Der Qualität der Produktion in nichts nachstehend sind Handwerk der Musiker, Songwriting, Choreografie und auch die Lyrics, die, abgekürzt, über die Tiefen des Lebens, die Ungerechtigkeiten desselben, über die Verlierer und Gewinner, über Heilige und Zwielichtige berichten. Gleich im Opener "Fog On The Highway" wird klar, dass "Beggar Town" eine Scheibe zum Zuhören ist. Alessio Raffaellis Pianointro verströmt dieses typische leere-Bar-aber-der-Pianoman-spielt-trotzdem-Flair, Michele Diamantini schält sich per Wah Wah in die Leere und die Lyrics erzählen von zerknitterten Geldscheinen auf dem Boden - neben Kippen, zerbrochenen Gläsern und schwarzen Pillen. Abziehende Rauschwolken umweben »naked souls« und »disguished fools«, die auf der Suche nach einer willigen billigen Frau oder einer Schlägerei sind.

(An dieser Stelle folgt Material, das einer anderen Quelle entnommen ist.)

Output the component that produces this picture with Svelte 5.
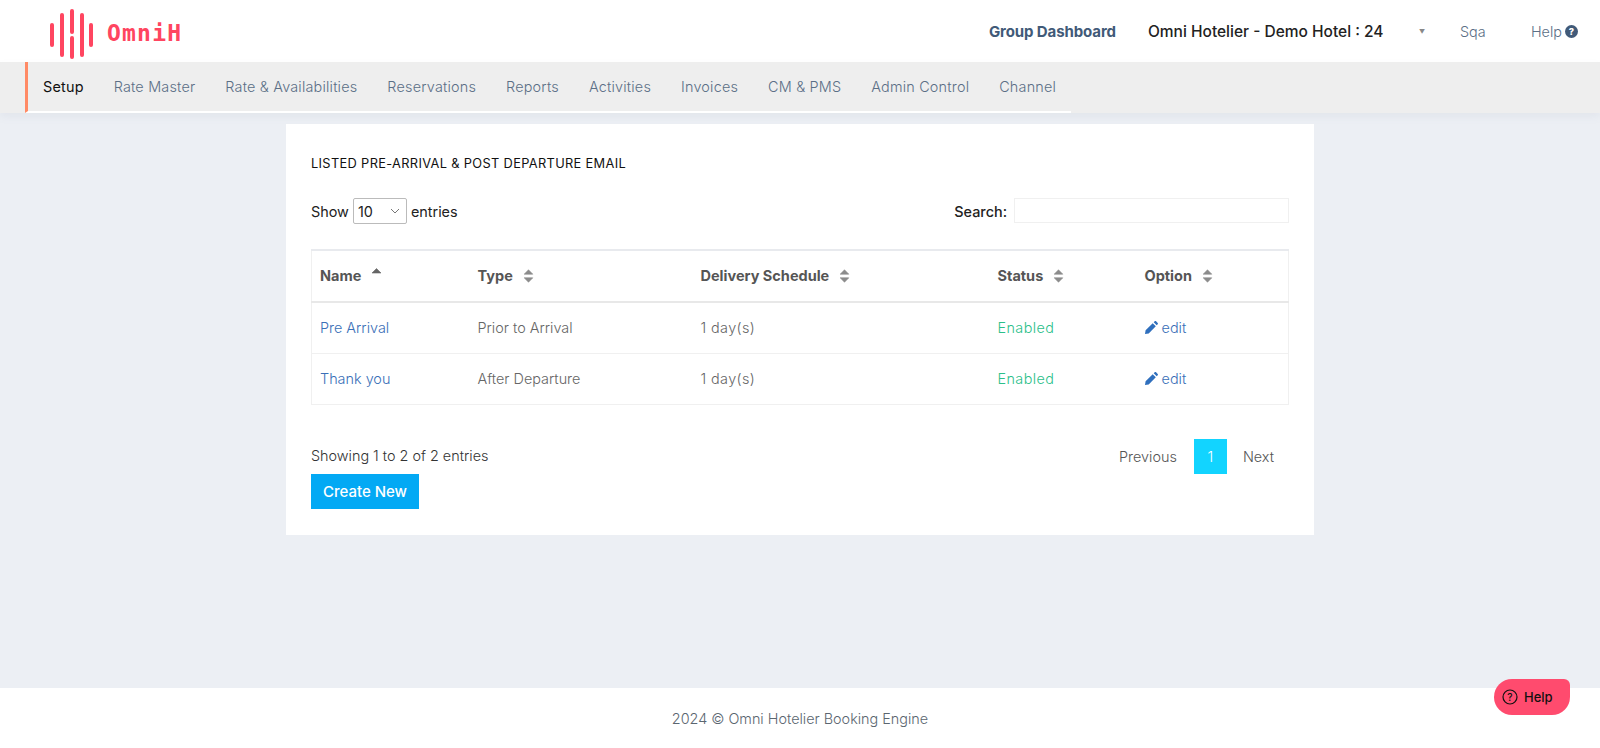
<script>
  const navItems = ['Setup','Rate Master','Rate & Availabilities','Reservations','Reports','Activities','Invoices','CM & PMS','Admin Control','Channel'];
  const cols = ['Name','Type','Delivery Schedule','Status','Option'];
  const rows = [
    { name:'Pre Arrival', type:'Prior to Arrival' },
    { name:'Thank you', type:'After Departure' }
  ];
</script>

<div class="page">
  <header class="top">
    <div class="brand">
      <svg class="bars" width="48" height="52" viewBox="0 0 48 52" aria-hidden="true">
        <g stroke="#ff4560" stroke-width="4" stroke-linecap="round">
          <line x1="4" y1="18" x2="4" y2="38"/>
          <line x1="14" y1="8" x2="14" y2="48"/>
          <line x1="24" y1="4" x2="24" y2="25"/>
          <line x1="24" y1="31" x2="24" y2="50"/>
          <line x1="34" y1="8" x2="34" y2="48"/>
          <line x1="43" y1="18" x2="43" y2="38"/>
        </g>
      </svg>
      <span class="wordmark">OmniH</span>
    </div>
    <div class="top-right">
      <a class="dash" href="#a">Group Dashboard</a>
      <span class="hotel">Omni Hotelier - Demo Hotel : 24</span>
      <span class="caret">▼</span>
      <span class="sqa">Sqa</span>
      <span class="help">Help
        <svg width="13" height="13" viewBox="0 0 24 24" aria-hidden="true"><circle cx="12" cy="12" r="12" fill="#415a78"/><text x="12" y="18" text-anchor="middle" font-size="17" font-weight="800" font-family="Inter, sans-serif" fill="#fff">?</text></svg>
      </span>
    </div>
  </header>

  <nav class="nav">
    <ul>
      {#each navItems as item, i}
        <li class:active={i === 0}>{item}</li>
      {/each}
    </ul>
  </nav>

  <main class="main">
    <section class="card">
      <h1>LISTED PRE-ARRIVAL &amp; POST DEPARTURE EMAIL</h1>
      <div class="controls">
        <div class="show">Show
          <span class="select">10
            <svg width="10" height="6" viewBox="0 0 10 6" aria-hidden="true"><path d="M1 1l4 4 4-4" fill="none" stroke="#777" stroke-width="1"/></svg>
          </span>
          entries
        </div>
        <div class="search">Search: <span class="input"></span></div>
      </div>

      <table>
        <colgroup><col class="c1"/><col class="c2"/><col class="c3"/><col class="c4"/><col class="c5"/></colgroup>
        <thead>
          <tr>
            {#each cols as c, i}
              <th>
                <span class="th">{c}
                  {#if i === 0}
                    <svg class="sort up" width="11" height="12" viewBox="0 0 10 12" aria-hidden="true"><path d="M5 1.500l4.500 4.500h-9z" fill="#666" stroke="#666" stroke-width=".6" stroke-linejoin="round"/></svg>
                  {:else}
                    <svg class="sort" width="11" height="14" viewBox="0 0 10 13" aria-hidden="true"><path d="M5 .8l4 4h-8zM5 12.200l-4-4h8z" fill="#8c8c8c" stroke="#8c8c8c" stroke-width=".6" stroke-linejoin="round"/></svg>
                  {/if}
                </span>
              </th>
            {/each}
          </tr>
        </thead>
        <tbody>
          {#each rows as r}
            <tr>
              <td><a class="link" href="#a">{r.name}</a></td>
              <td>{r.type}</td>
              <td class="days">1 day(s)</td>
              <td class="ok">Enabled</td>
              <td>
                <a class="link edit" href="#a">
                  <svg width="13" height="13" viewBox="0 0 13 13" aria-hidden="true"><path d="M0 13l.6-3.700L7.700 2.200l3.100 3.100-7.100 7.100zM8.700 1.300L9.700.3c.4-.4 1-.4 1.400 0l1.600 1.600c.4.4.4 1 0 1.400l-1 1z" fill="#2f6fbd"/></svg>
                  edit
                </a>
              </td>
            </tr>
          {/each}
        </tbody>
      </table>

      <div class="foot">
        <div class="left">
          <div class="info">Showing 1 to 2 of 2 entries</div>
          <button class="create">Create New</button>
        </div>
        <div class="pager">
          <span class="pg">Previous</span>
          <span class="pg cur">1</span>
          <span class="pg nx">Next</span>
        </div>
      </div>
    </section>
  </main>

  <footer class="footer">2024 © Omni Hotelier Booking Engine</footer>

  <button class="fab">
    <svg width="16" height="16" viewBox="0 0 16 16" aria-hidden="true"><circle cx="8" cy="8" r="7" fill="none" stroke="#111" stroke-width="1.200"/><text x="8" y="11.500" text-anchor="middle" font-size="10" font-family="Inter, sans-serif" fill="#111">?</text></svg>
    Help
  </button>
</div>

<style>
  :global(body) { margin: 0; background: #eceff4; font-family: "Inter", "Open Sans", sans-serif; }
  .page { height: 748px; display: flex; flex-direction: column; position: relative; overflow: hidden; font-size: 14.400px; color: #222; }

  .top { height: 62px; flex: none; background: #fff; display: flex; align-items: center; justify-content: space-between; padding: 0 22px 0 48px; box-sizing: border-box; }
  .brand { display: flex; align-items: center; gap: 11px; }
  .bars { display: block; margin-top: 4px; }
  .wordmark { font-family: "DejaVu Sans Mono", monospace; font-weight: 700; font-size: 23px; letter-spacing: 1.200px; color: #ff4560; margin-top: 3px; }
  .top-right { display: flex; align-items: center; }
  .dash { font-weight: 700; font-size: 15px; color: #415a78; text-decoration: none; margin-right: 32px; letter-spacing: -.1px; white-space: nowrap; }
  .hotel { font-size: 15.500px; font-weight: 500; color: #222; width: 273px; white-space: nowrap; }
  .caret { font-size: 6px; color: #888; width: 41px; margin-left: -2px; }
  .sqa { font-weight: 300; color: #5b6f86; width: 71px; }
  .help { font-weight: 300; color: #5b6f86; display: inline-flex; align-items: center; gap: 3px; }

  .nav { height: 51px; flex: none; background: #eee; box-shadow: 0 4px 8px rgba(120,130,150,.08); }
  .nav ul { margin: 0 0 0 25px; padding: 0 15px 0 15px; list-style: none; display: inline-flex; gap: 30px; height: 100%; box-sizing: border-box; border-left: 3px solid #ff8a65; border-bottom: 2px solid #fff; align-items: center; }
  .nav li { font-size: 14.400px; font-weight: 300; letter-spacing: .2px; color: #5b6f86; white-space: nowrap; }
  .nav li.active { color: #111; font-weight: 400; }

  .main { flex: 1; display: flex; justify-content: center; align-items: flex-start; padding-top: 11px; }
  .card { width: 1028px; height: 411px; background: #fff; box-sizing: border-box; padding: 0 25px; }
  h1 { margin: 0; padding-top: 31px; font-size: 12.800px; font-weight: 400; letter-spacing: .35px; color: #111; line-height: 17px; }
  .controls { display: flex; justify-content: space-between; align-items: center; margin-top: 26px; color: #222; font-weight: 400; }
  .show { display: flex; align-items: center; gap: 4px; }
  .select { width: 54px; height: 26px; box-sizing: border-box; border: 1px solid #bbb; border-radius: 2px; display: flex; align-items: center; justify-content: space-between; padding: 0 6px 0 4px; }
  .search { display: flex; align-items: center; gap: 7px; font-weight: 500; }
  .input { width: 275px; height: 25px; box-sizing: border-box; border: 1px solid #f0f0f0; display: block; margin-top: -1px; }

  table { width: 100%; table-layout: fixed; border-collapse: collapse; margin-top: 25px; border: 1px solid #f0f0f0; border-top: 2px solid #e8eaee; }
  .c1 { width: 158px; } .c2 { width: 223px; } .c3 { width: 297px; } .c4 { width: 147px; }
  th { height: 52px; padding: 0 0 1px 8px; box-sizing: border-box; text-align: left; font-size: 14.500px; font-weight: 700; color: #555; border-bottom: 2px solid #e8e8e8; }
  .th { display: inline-flex; align-items: center; gap: 10px; }
  .sort.up { margin-top: -6px; }
  td { height: 51px; padding: 0 0 1px 8px; box-sizing: border-box; font-weight: 300; color: #666; border-bottom: 1px solid #f0f0f0; }
  .link { color: #3a6fb7; text-decoration: none; }
  .ok { color: #2cc08a; letter-spacing: .4px; }
  .days { letter-spacing: .4px; }
  .edit svg { vertical-align: -1px; }

  .foot { display: flex; justify-content: space-between; margin-top: 34px; }
  .info { font-weight: 300; color: #333; line-height: 20px; margin-top: 7px; }
  .create { display: block; margin-top: 8px; width: 108px; height: 35px; background: #03a9f4; color: #fff; border: 0; font: 500 15px "Inter", sans-serif; padding: 0; }
  .pager { display: flex; height: 35px; align-items: center; }
  .pg { font-weight: 300; color: #555; padding: 0 15px; line-height: 35px; }
  .pg.nx { padding-left: 14px; }
  .pg.cur { background: #12d4ff; color: #fff; width: 33px; padding: 0; text-align: center; box-sizing: border-box; margin: 0 2px; }

  .footer { height: 60px; flex: none; background: #fff; display: flex; align-items: center; justify-content: center; font-weight: 300; color: #5b6670; font-size: 14.400px; }
  .fab { position: absolute; left: 1494px; top: 679px; width: 76px; height: 36px; background: #ff4b6e; border: 0; border-radius: 18px 6px 18px 18px; display: flex; align-items: center; gap: 6px; padding: 0 0 0 8px; font: 500 13px "Inter", sans-serif; color: #111; }
</style>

Das alles ist musikalisch perfekt begleitet und immer wieder lässt die Stimme Marco Diamantinis faszinierend schaudern, wenn er die Stories erzählt. "Beggar Town" ist Film Noir in bester Lynch-Tradition. Keine Note zu viel und genauso keine zu wenig. Wenn Tristesse das Thema eines Songs ist, dann wird diese von den Musikern perfekt in Szene gesetzt. Von Harp, Slide und Banjo hin zu dem Piano war einfach eine geniale Idee, wenn man diese Art von Musik spielt. Und dann ist da ja Micheles Gitarrenarbeit. Er setzt das Wah Wah dermaßen gekonnt ein, dass aus einem Bhut Jolokia problemlos ein Marzipantörtchen werden könnte. Dann bricht er mit messerscharfen Soli aus waberndem Nebel und reitet mehr als eine tour de force, sein Instrument kann klagend sphärisch oszillieren oder hart sägend Stahl zerschneiden. Immer kongeniale Partner sind Drummer Alan Giannini sowie Bassmann Alessandro Grazioli, ohne deren punktgenaue Arbeit das Gesamtkunstwerk nicht möglich wäre. Piano und Wah Wah geben dem Ganzen eine Würze, die das Rezept aufgehen lassen lässt; mehr noch, sie machen es zum Sternenenü.
Cheap Wine anno 2014 sind schwer zu packen, was eine Einordnung angeht. Auf jeden Fall wabert über dem gesamten Album eine Dunstwolke die vielleicht am ehesten aus der Richtung Lou Reed, Sand Rubies, Rich Hopkins, Tom Waits, The Perc und Red Hill weht.
Cheap Wine hat mit "Beggar Town" zweifelsohne ein Meisterwerk abgeliefert. Nix mit billigem Wein. Das Blut der Engel ist reif. Die Flasche sollte geöffnet werden. Unbedingt!
Line-up:
Marco Diamantini (vocals)
Michele Diamantini (electric guitar, acoustic guitar)
Alan Giannini (drums, percussion)
Alessandro Grazioli (bass)
Alessio Raffaelli (piano, keyboards)

Additional Musician:
Claudio Damiani (backing vocals)
Tracklist
01:Fog On The Highway
02:Muddy Hopes
03:Beggar Town
04:Lifeboat
05:Your Time Is Right Now
06:Keep On Playing
07:Claim The Sun
08:Utrillo's Wine
09:Destination Nowhere
10:Black Man
11:I Am The Scar
12:The Fairy Has Your Wings (For Valeria)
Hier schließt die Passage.